Making supervisory stress tests more macroprudential: Considering liquidity and solvency interactions and systemic risk

This version

BCBS  | 
Working papers
 | 
24 November 2015
 | 
Status:  Current

In the run-up to the financial crisis, banking supervisors largely followed a microprudential approach towards assessing banks. As such, many of the "first-generation" stress tests used by bank supervisors after the crisis focused on solvency risks. Some supervisors also considered liquidity risks, but these risks were often viewed as independent of solvency risks. Additionally, authorities' stress tests often did not consider the potential interlinkages in the banking system or ways in which bank behaviour might collectively prove destabilising to the financial system.

However, the failure to adequately model interlinkages and the nexus between solvency risk and liquidity risk within and across banks led to a dramatic underestimation of the risks to, and vulnerabilities of, financial systems in many economies. The prior Basel Committee working paper 24 contains a summary of case studies, which discusses some liquidity and solvency interactions at large banks. Building on the experiences of different countries, this paper suggests that authorities should emphasise developing integrated liquidity and solvency stress tests (as opposed to stand-alone liquidity stress test exercises).

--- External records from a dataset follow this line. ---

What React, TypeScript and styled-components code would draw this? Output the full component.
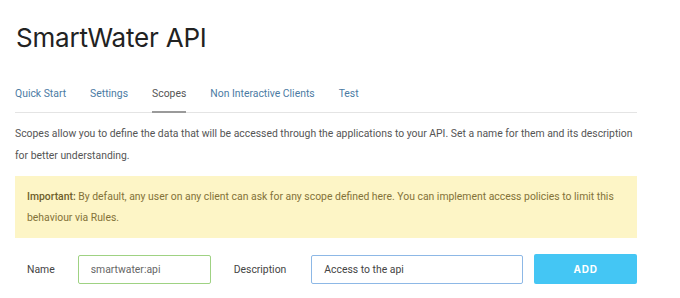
import styled, { createGlobalStyle } from 'styled-components';

const tabs = ['Quick Start', 'Settings', 'Scopes', 'Non Interactive Clients', 'Test'];

const App = () => {
  return (
    <Page>
      <GlobalStyle />
      <Title>SmartWater API</Title>
      <TabBar>
        {tabs.map((tab) => (
          <Tab key={tab} active={tab === 'Scopes'}>
            {tab}
          </Tab>
        ))}
      </TabBar>
      <Intro>
        Scopes allow you to define the data that will be accessed through the applications to your
        API. Set a name for them and its description for better understanding.
      </Intro>
      <Notice>
        <strong>Important:</strong> By default, any user on any client can ask for any scope defined
        here. You can implement access policies to limit this behaviour via Rules.
      </Notice>
      <FormRow>
        <Label>Name</Label>
        <NameInput defaultValue="smartwater:api" />
        <Label gap={25}>Description</Label>
        <DescriptionInput defaultValue="Access to the api" spellCheck={false} />
        <AddButton>ADD</AddButton>
      </FormRow>
    </Page>
  );
};

const GlobalStyle = createGlobalStyle`
  body {
    margin: 0;
    background: #fff;
    font-family: Roboto, "Noto Sans", sans-serif;
  }
`;

const Page = styled.div`
  width: 622px;
  padding: 22px 0 0 15px;
`;

const Title = styled.h1`
  margin: 0 0 0 1px;
  font-family: Inter, "Noto Sans", sans-serif;
  font-size: 26px;
  font-weight: 400;
  letter-spacing: -0.2px;
  color: #222;
  line-height: 32px;
`;

const TabBar = styled.div`
  display: flex;
  gap: 24px;
  margin-top: 30px;
  border-bottom: 1px solid #e4e4e4;
`;

const Tab = styled.div<{ active?: boolean }>`
  font-size: 10.4px;
  line-height: 14px;
  padding: 3px 0 10px;
  color: ${({ active }) => (active ? '#555' : '#4b7ba3')};
  border-bottom: 2px solid ${({ active }) => (active ? '#9a9a9a' : 'transparent')};
  margin-bottom: -1px;
`;

const Intro = styled.p`
  margin: 10px 0 0;
  font-size: 10.4px;
  line-height: 22px;
  color: #555;
`;

const Notice = styled.div`
  margin-top: 9px;
  padding: 10px 12px;
  background: #fdf5c6;
  font-size: 10.4px;
  line-height: 21px;
  color: #837238;
  strong {
    font-weight: 500;
    color: #6e5e2a;
  }
`;

const FormRow = styled.div`
  display: flex;
  align-items: center;
  margin-top: 16px;
  padding-left: 12px;
`;

const Label = styled.label<{ gap?: number }>`
  font-size: 10.4px;
  color: #444;
  margin-right: ${({ gap }) => gap ?? 23}px;
`;

const Field = styled.input`
  height: 29px;
  box-sizing: border-box;
  border-radius: 2px;
  font-family: Roboto, "Noto Sans", sans-serif;
  font-size: 10.4px;
  padding: 0 12px;
  outline: none;
  margin-right: 23px;
`;

const NameInput = styled(Field)`
  width: 133px;
  border: 1px solid #9fd283;
  color: #666;
`;

const DescriptionInput = styled(Field)`
  width: 212px;
  border: 1px solid #8db8e6;
  color: #444;
  margin-right: 11px;
`;

const AddButton = styled.button`
  width: 103px;
  height: 30px;
  border: none;
  border-radius: 2px;
  background: #44c6f4;
  color: #fff;
  font-family: Inter, "Noto Sans", sans-serif;
  font-weight: 700;
  font-size: 10px;
  letter-spacing: 0.8px;
`;

export default App;
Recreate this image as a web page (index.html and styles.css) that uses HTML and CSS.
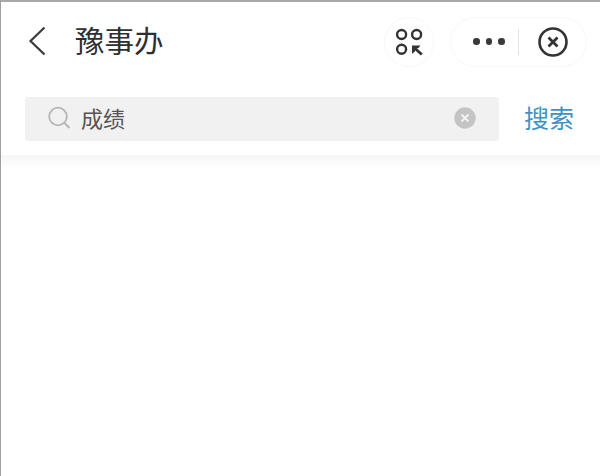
FILE: index.html
```html
<!DOCTYPE html>
<html lang="zh">
<head>
<meta charset="utf-8">
<title>豫事办</title>
<link rel="stylesheet" href="styles.css">
</head>
<body>
<div class="page">
  <header class="nav">
    <svg class="back" width="18" height="30" viewBox="0 0 18 30"><path d="M16.500 1.500 2.500 15l14 13.500" fill="none" stroke="#3a3a3a" stroke-width="2.200"/></svg>
    <h1 class="title">豫事办</h1>
    <div class="scan">
      <svg width="30" height="30" viewBox="0 0 30 30">
        <g fill="none" stroke="#333" stroke-width="2.400">
          <circle cx="7.600" cy="7.500" r="4.500"/>
          <circle cx="22.600" cy="7.500" r="4.500"/>
          <circle cx="7.600" cy="22.200" r="4.500"/>
          <path d="M20.500 21 27.800 27.500" stroke-width="2.800"/>
        </g>
        <path d="M18 18.500h8.500l-2.200 2.700h-3.300v3.300l-3 2.200z" fill="#333"/>
      </svg>
    </div>
    <div class="capsule">
      <div class="dots"><i></i><i></i><i></i></div>
      <span class="divider"></span>
      <svg width="32" height="32" viewBox="0 0 32 32">
        <circle cx="16" cy="16" r="13.500" fill="none" stroke="#333" stroke-width="2.600"/>
        <path d="M11.500 11.500l9 9m0-9-9 9" fill="none" stroke="#333" stroke-width="2.800"/>
      </svg>
    </div>
  </header>
  <div class="search-row">
    <div class="search">
      <svg class="lens" width="24" height="24" viewBox="0 0 24 24">
        <circle cx="10" cy="10.500" r="8.800" fill="none" stroke="#b5b5b5" stroke-width="1.800"/>
        <path d="M16.500 17l5 5" fill="none" stroke="#b5b5b5" stroke-width="2"/>
      </svg>
      <span class="query">成绩</span>
      <svg class="clear" width="22" height="22" viewBox="0 0 22 22">
        <circle cx="11" cy="11" r="10.700" fill="#c4c4c4"/>
        <path d="M7.500 7.500l7 7m0-7-7 7" fill="none" stroke="#f2f2f2" stroke-width="2"/>
      </svg>
    </div>
    <span class="go">搜索</span>
  </div>
  <div class="shade"></div>
</div>
</body>
</html>
```

FILE: styles.css
```css
* { box-sizing: border-box; }
html, body { margin: 0; height: 100%; }
body {
  background: #fff;
  font-family: "Noto Sans CJK SC", "Liberation Sans", sans-serif;
  overflow: hidden;
}
.page {
  width: 600px;
  height: 476px;
  border-top: 2px solid #a8a8a8;
  border-left: 1px solid #a0a0a0;
}
.nav {
  display: flex;
  align-items: center;
  height: 79px;
  padding-left: 27px;
}
.back { flex: none; margin-bottom: 2px; }
.title {
  margin: 0 0 6px 29px;
  font-size: 29.500px;
  font-weight: 400;
  line-height: 40px;
  color: #2f2f2f;
  white-space: nowrap;
}
.scan {
  width: 50px;
  height: 50px;
  margin-left: auto;
  border: 1px solid #f8f8f8;
  border-radius: 50%;
  display: flex;
  align-items: center;
  justify-content: center;
}
.capsule {
  width: 137px;
  height: 50px;
  margin: 0 13px 0 16px;
  border: 1px solid #f8f8f8;
  border-radius: 25px;
  display: flex;
  align-items: center;
  padding-left: 22px;
}
.dots { display: flex; gap: 6px; }
.dots i {
  width: 6.500px;
  height: 6.500px;
  border-radius: 50%;
  background: #3a3a3a;
}
.divider {
  width: 1px;
  height: 26px;
  margin: 0 18px 0 13.500px;
  background: #e4e4e4;
}
.search-row {
  display: flex;
  align-items: center;
  height: 44px;
  margin-top: 16px;
  padding-left: 24px;
}
.search {
  display: flex;
  align-items: center;
  width: 474px;
  height: 44px;
  padding: 0 23px 2px 23px;
  background: #f1f1f1;
  border-radius: 3px;
}
.lens { flex: none; }
.query {
  margin: 0 0 2px 9px;
  font-size: 22px;
  color: #555;
}
.clear { margin-left: auto; flex: none; }
.go {
  margin: 0 0 5px 25px;
  font-size: 25px;
  color: #3d93c4;
}
.shade {
  height: 14px;
  margin-top: 14px;
  background: linear-gradient(#f6f6f6, #fff);
}
```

The paper offers several approaches to incorporating liquidity effects and their interactions with solvency that differ in their level of comprehensiveness and sophistication. In particular, the paper offers contributions to three key areas. First, micro stress tests provide a basis for developing and enriching stress tests by considering channels in addition to the standard credit channel through which shocks can be transmitted. Second, an analysis of estimated interactions between liquidity and solvency risks, using both regulatory and market-based measures, at the micro level will help improve stress testing models for individual banks. Finally, the third layer - network analysis and agent-based models - prove useful for broadening stress tests, as these models consider contagion through common exposure, interbank funding relationships and the endogenous behaviour of banks.